I think the most reasonable approach for the novel generator would be a recursively-defined novel description language, which selects from tropes and plot stubs, generates characters, and so forth, based on relatively simple rules. The complexity would come from applying the rules over and over, so a simple quest to throw a ring into a volcano grows branches on branches on branches until it is One Damn Thing After Another Until All The Orcs Are Dead. The goal of the program would be to use generative content and emergent behavior to do most of the writing, and leave me to fill out the turns of phrase and details (or generate them a la Dwarf Fortress, which menaces with spikes of ivory). Done badly, this would read like a Mad Lib. Done well, it would read like a Mad Lib filled out by people who don’t say “dongs” every time they are asked for a noun.

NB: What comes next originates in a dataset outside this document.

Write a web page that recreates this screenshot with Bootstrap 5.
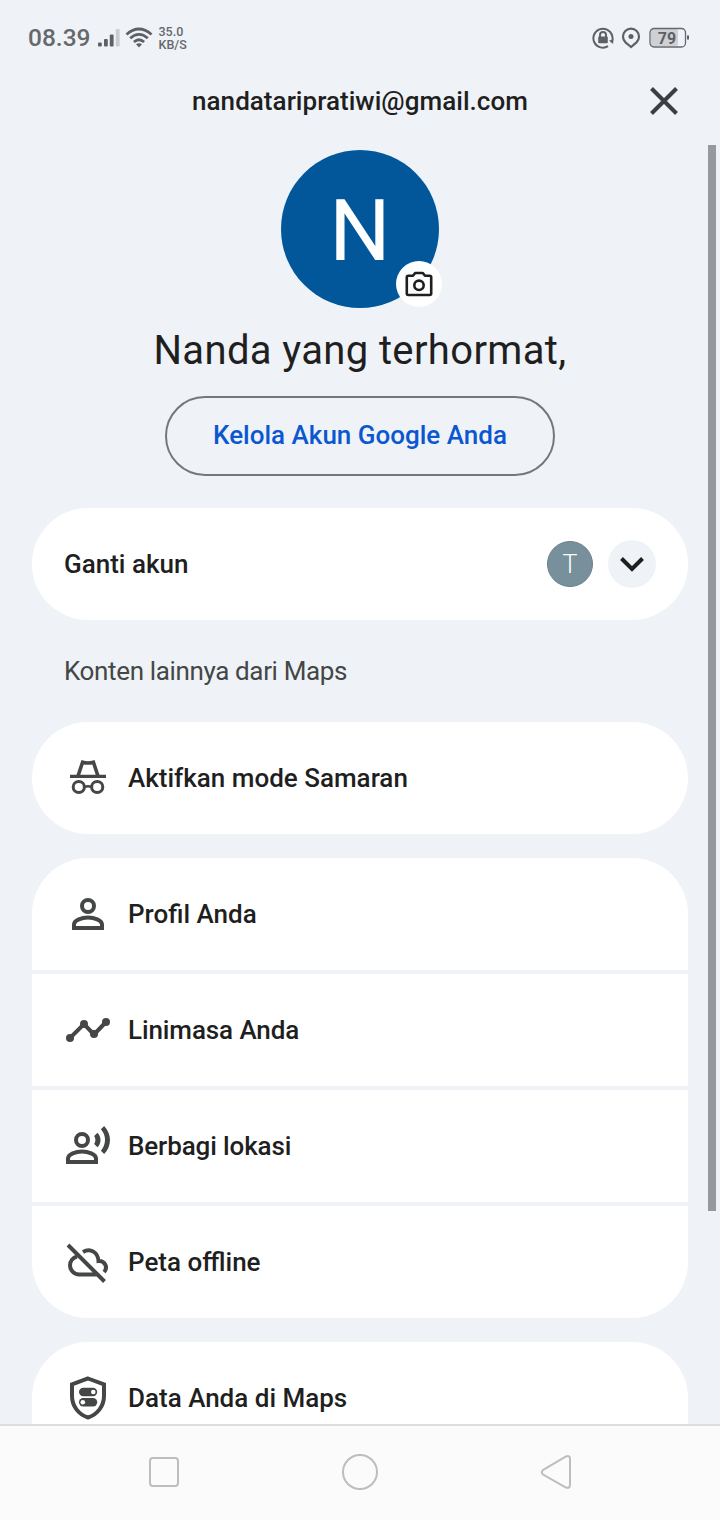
<!DOCTYPE html>
<html lang="id">
<head>
<meta charset="utf-8">
<meta name="viewport" content="width=device-width, initial-scale=1">
<title>Akun</title>
<link href="https://cdn.jsdelivr.net/npm/bootstrap@5.3.0/dist/css/bootstrap.min.css" rel="stylesheet">
<style>
body{background:#eff3f8;color:#1f1f1f;font-family:Roboto,"Liberation Sans",sans-serif;font-size:26px;line-height:32px;font-weight:500}
.screen{width:720px;height:1520px}
.status{height:72px;padding:3px 30px 0 28px;color:#66686c}
.clock{font-size:24.500px}
.speed{font-size:12.500px;line-height:13px}
.email-row{height:60px}
.t-email{margin-top:-2px;letter-spacing:.04px}
.close-btn{right:40px;top:13px}
.avatar{width:158px;height:158px;background:#02579b;color:#fff;font-size:86px;font-weight:400;margin-top:18px}
.avatar-letter{padding-top:3px}
.cam{width:46px;height:46px;right:-3px;bottom:1px;background:#fff}
.hello{font-size:40px;line-height:48px;font-weight:400;margin-top:19px;letter-spacing:.36px}
.manage{width:390px;height:80px;border:2px solid #74777a;color:#0b57d0;margin-top:21px;padding-bottom:2px}
.panel{background:#fff;border-radius:56px;overflow:hidden;margin:0 32px}
.item{height:112px;background:#fff;padding-left:32px;padding-right:32px}
.item svg{width:48px;height:48px;margin-right:16px;flex:none}
.group{background:#eff3f8;gap:4px}
.sub{font-weight:400;color:#444746;height:102px;padding-left:64px;letter-spacing:-.36px}
.tee{width:46px;height:46px;background:#78909c;color:#fff;font-size:25px;font-weight:300;border:1px solid #6b8089;padding-top:2px}
.chev{width:48px;height:48px;background:#eff3f8;margin-left:15px}
.item .chev svg{margin:0}
.cut{border-radius:56px 56px 0 0;height:82px}
.gap-panel{margin-top:24px}
.thumb{right:4px;top:145px;width:8px;height:1066px;background:#979a9c}
.sysnav{height:96px;background:#fbfbfb;border-top:2px solid #ddd;padding-bottom:4px}
</style>
</head>
<body>
<div class="screen position-relative d-flex flex-column overflow-hidden mx-auto">
  <div class="status d-flex align-items-center flex-shrink-0">
    <span class="clock">08.39</span>
    <svg style="margin-left:6px" width="24" height="20" viewBox="0 0 24 20" fill="#5e6064"><rect x="1" y="14.500" width="3.800" height="4" rx="1"/><rect x="7" y="11" width="3.800" height="7.500" rx="1"/><rect x="12.800" y="6.500" width="3.800" height="12" rx="1"/><rect x="18.800" y="1" width="3.800" height="17.500" rx="1" fill="#cbccd0"/></svg>
    <svg class="ms-1" width="28" height="22" viewBox="0 0 28 22" fill="none" stroke="#5e6064" stroke-width="2.800"><path d="M1.500 7.500Q14-3.500 26.500 7.500M5.200 11.300Q14 3.500 22.800 11.300M8.900 15Q14 10.500 19.100 15"/><path d="M11 17.300Q14 15 17 17.300L14 20.500Z" fill="#5e6064" stroke="none"/></svg>
    <span class="speed" style="margin-left:6px">35.0<br>KB/S</span>
    <svg class="ms-auto" width="22" height="22" viewBox="0 0 22 22" fill="none" stroke="#5e6064" stroke-width="2"><path d="M20 8.500A9.500 9.500 0 1 0 16 19.200M17.800 4.500A9.500 9.500 0 0 1 20.400 13"/><path d="M8 10V8a3 3 0 0 1 6 0v2"/><rect x="6.200" y="9.500" width="9.600" height="6.800" rx="1" fill="#5e6064" stroke="none"/><path d="M17 13.500l4.500-1-.5 4.500z" fill="#5e6064" stroke="none"/></svg>
    <svg style="margin-left:7px" width="20" height="22" viewBox="0 0 20 22" fill="none" stroke="#5e6064" stroke-width="2.200"><path d="M10 20L4.500 15.400A8 8 0 1 1 15.500 15.400Z"/><circle cx="10" cy="9.500" r="2.500" fill="#5e6064" stroke="none"/></svg>
    <svg style="margin-left:8px" width="41" height="22" viewBox="0 0 41 22"><rect x="2" y="2" width="27" height="17" rx="2" fill="#cfd0d3"/><rect x="1" y="1.500" width="35.500" height="18.500" rx="4" fill="none" stroke="#66686c" stroke-width="1.300"/><rect x="38" y="8.500" width="2" height="4" fill="#5e6064"/><text x="18" y="16.500" font-family="Roboto" font-size="16" font-weight="700" text-anchor="middle" fill="#5e6064">79</text></svg>
  </div>
  <div class="email-row position-relative d-flex align-items-center justify-content-center flex-shrink-0">
    <span class="t-email">nandataripratiwi@gmail.com</span>
    <svg class="close-btn position-absolute" width="32" height="32" viewBox="0 0 32 32" stroke="#3c3f41" stroke-width="4"><path d="M3.500 3.500l25 25M28.500 3.500l-25 25"/></svg>
  </div>
  <div class="avatar rounded-circle position-relative d-flex align-items-center justify-content-center align-self-center flex-shrink-0"><span class="avatar-letter">N</span>
    <div class="cam rounded-circle position-absolute d-flex align-items-center justify-content-center">
      <svg width="28" height="26" viewBox="0 0 28 26" fill="none" stroke="#1f1f1f" stroke-width="2.600" stroke-linejoin="round"><path d="M3.300 4.800H8L10.200 2H17.800L20 4.800H24.700Q26.200 4.800 26.200 6.300V22.500Q26.200 24 24.700 24H3.300Q1.800 24 1.800 22.500V6.300Q1.800 4.800 3.300 4.800Z"/><circle cx="14" cy="14.300" r="4.700"/></svg>
    </div>
  </div>
  <div class="hello text-center flex-shrink-0">Nanda yang terhormat,</div>
  <div class="manage rounded-pill d-flex align-items-center justify-content-center align-self-center flex-shrink-0">Kelola Akun Google Anda</div>
  <div class="panel flex-shrink-0" style="margin-top:32px">
    <div class="item d-flex align-items-center"><span>Ganti akun</span>
      <div class="tee rounded-circle ms-auto d-flex align-items-center justify-content-center">T</div>
      <div class="chev rounded-circle d-flex align-items-center justify-content-center"><svg viewBox="0 0 48 48" fill="none" stroke="#1f1f1f" stroke-width="4"><path d="M13.500 18.500L24 29l10.500-10.500"/></svg></div>
    </div>
  </div>
  <div class="sub d-flex align-items-center flex-shrink-0">Konten lainnya dari Maps</div>
  <div class="panel flex-shrink-0"><div class="item d-flex align-items-center">
    <svg viewBox="0 0 48 48" fill="none" stroke="#444746" stroke-width="3.600"><path d="M6 22.300H42" stroke-width="3.200"/><path d="M14 22L18.600 8.200Q24 9.800 29.400 8.200L34 22"/><circle cx="14.800" cy="33" r="5.600" stroke-width="3"/><circle cx="33.200" cy="33" r="5.600" stroke-width="3"/><path d="M20.500 32.800q3.500-1 7 0" stroke-width="2.600"/></svg>Aktifkan mode Samaran</div></div>
  <div class="panel group gap-panel d-flex flex-column flex-shrink-0">
    <div class="item d-flex align-items-center"><svg viewBox="0 0 48 48" fill="none" stroke="#444746" stroke-width="4"><circle cx="24" cy="16" r="6"/><path d="M10 38V34.500C10 30 18 27.500 24 27.500S38 30 38 34.500V38Z"/></svg>Profil Anda</div>
    <div class="item d-flex align-items-center" style="letter-spacing:-.1px"><svg viewBox="0 0 48 48" fill="#444746"><path d="M6 32L20 18 30 28.500 42 16" fill="none" stroke="#444746" stroke-width="4"/><circle cx="6" cy="32" r="4"/><circle cx="20" cy="18" r="4"/><circle cx="30" cy="28" r="4"/><circle cx="42" cy="16" r="4"/></svg>Linimasa Anda</div>
    <div class="item d-flex align-items-center" style="letter-spacing:-.12px"><svg viewBox="0 0 48 48" fill="none" stroke="#444746" stroke-width="4"><circle cx="18" cy="18" r="6"/><path d="M4 40V36.500C4 32 12 29.500 18 29.500S32 32 32 36.500V40Z"/><path transform="scale(2)" fill="#444746" stroke="none" d="M16.760 5.360l-1.680 1.690c.84 1.180.84 2.710 0 3.890l1.680 1.690c2.020-2.020 2.020-5.070 0-7.270zM20.070 2l-1.630 1.630c2.770 3.020 2.770 7.560 0 10.740L20.070 16c3.900-3.890 3.910-9.950 0-14z"/></svg>Berbagi lokasi</div>
    <div class="item d-flex align-items-center"><svg viewBox="0 0 48 48" fill="none" stroke="#444746" stroke-width="4"><path d="M4 7L40.500 43.500M13 18.500C9 19.500 6 23 6 27.500S10 36.500 15 36.500H34M19 14C26.500 9.500 34 14.500 34.500 23C40.500 22.500 44.500 29 40 34"/></svg>Peta offline</div>
  </div>
  <div class="panel cut gap-panel flex-shrink-0"><div class="item d-flex align-items-center"><svg viewBox="0 0 48 48" fill="none" stroke="#444746" stroke-width="4"><path d="M24 4.500L40 10.500V22C40 32 33.500 40.500 24 43.500 14.500 40.500 8 32 8 22V10.500Z"/><rect x="15" y="13.800" width="18.200" height="8.400" rx="4.200" fill="#444746" stroke="none"/><rect x="15" y="24" width="18.200" height="8.400" rx="4.200" fill="#444746" stroke="none"/><circle cx="29.300" cy="18" r="2.300" fill="#fff" stroke="none"/><circle cx="18.800" cy="28.200" r="2.300" fill="#fff" stroke="none"/></svg>Data Anda di Maps</div></div>
  <div class="sysnav flex-shrink-0 d-flex align-items-center justify-content-center">
    <svg width="460" height="80" viewBox="0 0 460 80" fill="none" stroke="#bdbdbd" stroke-width="2"><rect x="20" y="27" width="28" height="28" rx="3"/><circle cx="230" cy="41" r="17"/><path d="M412.800 39.200L436 25.500Q440 24 440 28V53Q440 58 436 56.500L413 43.500Q410.500 41.300 412.800 39.200Z"/></svg>
  </div>
  <div class="thumb position-absolute"></div>
</div>
<script src="https://cdn.jsdelivr.net/npm/bootstrap@5.3.0/dist/js/bootstrap.bundle.min.js"></script>
</body>
</html>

Making interactive fiction (IF) out of novels would be substantially harder. The novel parser would have to read English, which is actually quite a trick. English has multiple words for one meaning and multiple meanings for one word, highly flexible structure, and counts on the reader to sort it all out. On top of that, most of the awesome tricks one can pull in English are  more a matter of exploiting shared cultural context with your reader than they are particular sequences of words. If I wrote such a parser in one month, or at all, a lot of linguistics researchers would be out of work.

Assume I went for one tiny part of the problem: identifying the locations in the novel. The same place might be described as “where that party was”, “Joe’s house”, “the darkened house”, and “a pit of iniquity”. Only the events of the novel link them, and so the program would have to determine that these totally different words referred to the same place. The best approximation I could likely come up with is identifying all the things in the novel that sound like places, and then performing some sort of clustering based on what words are mentioned close to mentions of those places. This would likely lead to a bunch of spurious places getting generated, and real places getting overlooked.  There is an entire company, called Metacarta, that did this sort of analysis on much more constrained data sets, and even then it was a difficult problem for a team of people who were likely smarter than me.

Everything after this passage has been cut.